A map of the route can be found here: gps-routes.co.uk. Some more information can be found here: Wealdway by Long Distance Walkers Association - there are more good links from this site.

If you look at the map, you will see that the Vanguard Way and Weald Way cross each other a number of times in the Berwick, Hellingly, Blackboys areas. This makes for easy circular routes from a car park that go out on Vanguard Way and back on Weald Way, or vice versa.

The Vanguard Way

The Vanguard Way runs from Croydon to Newhaven or vice versa.

A map of the route can be found here: gps-routes.co.uk. Some more information can be found here: The Vanguard Way by Long Distance Walkers Association - there are more good links from this site.

If you look at the map, you will see that the Vanguard Way and Weald Way cross each other a number of times in the Berwick, Hellingly, Blackboys areas. This makes for easy circular routes from a car park that go out on Vanguard Way and back on Weald Way, or vice versa.

The North Downs Way

The North Downs Way runs from Farnham in Kent via Dover to Canterbury.

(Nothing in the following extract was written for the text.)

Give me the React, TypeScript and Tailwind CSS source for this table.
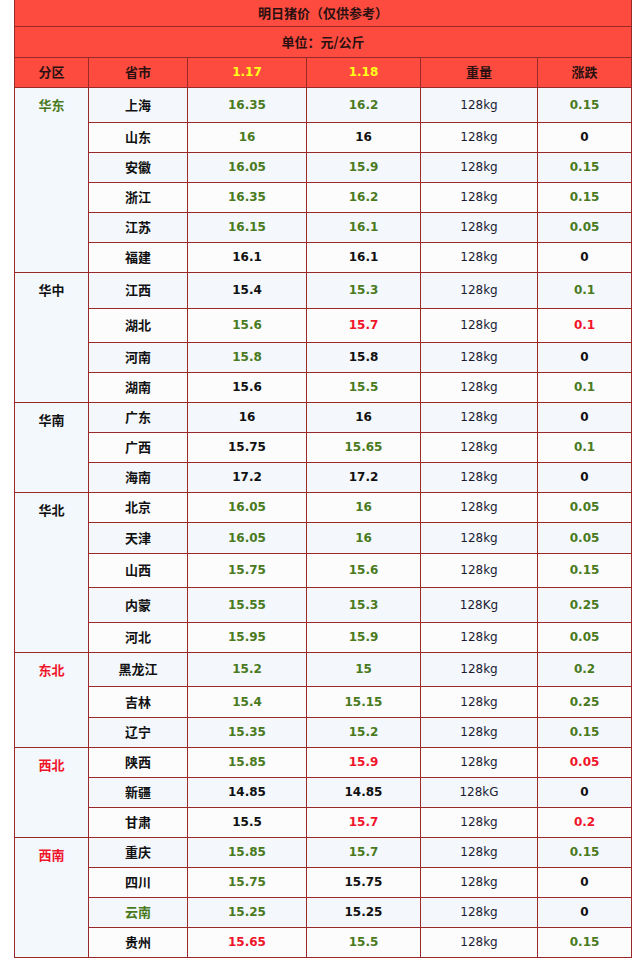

A map of the route can be found here: gps-routes.co.uk. A couple of the best sites to look at are here: North Downs Way by National Trails, and North Downs Way.

The Sussex Ouse Valley Way

The Sussex Ouse Valley Way roughly follows the River Ouse from its source to Newhaven.

A map of the route can be found here: gps-routes.co.uk. A couple of the best sites to look at are here: Sussex Ouse Valley Way by Long Distance Walkers Association, and Sussex Ouse Valley Way.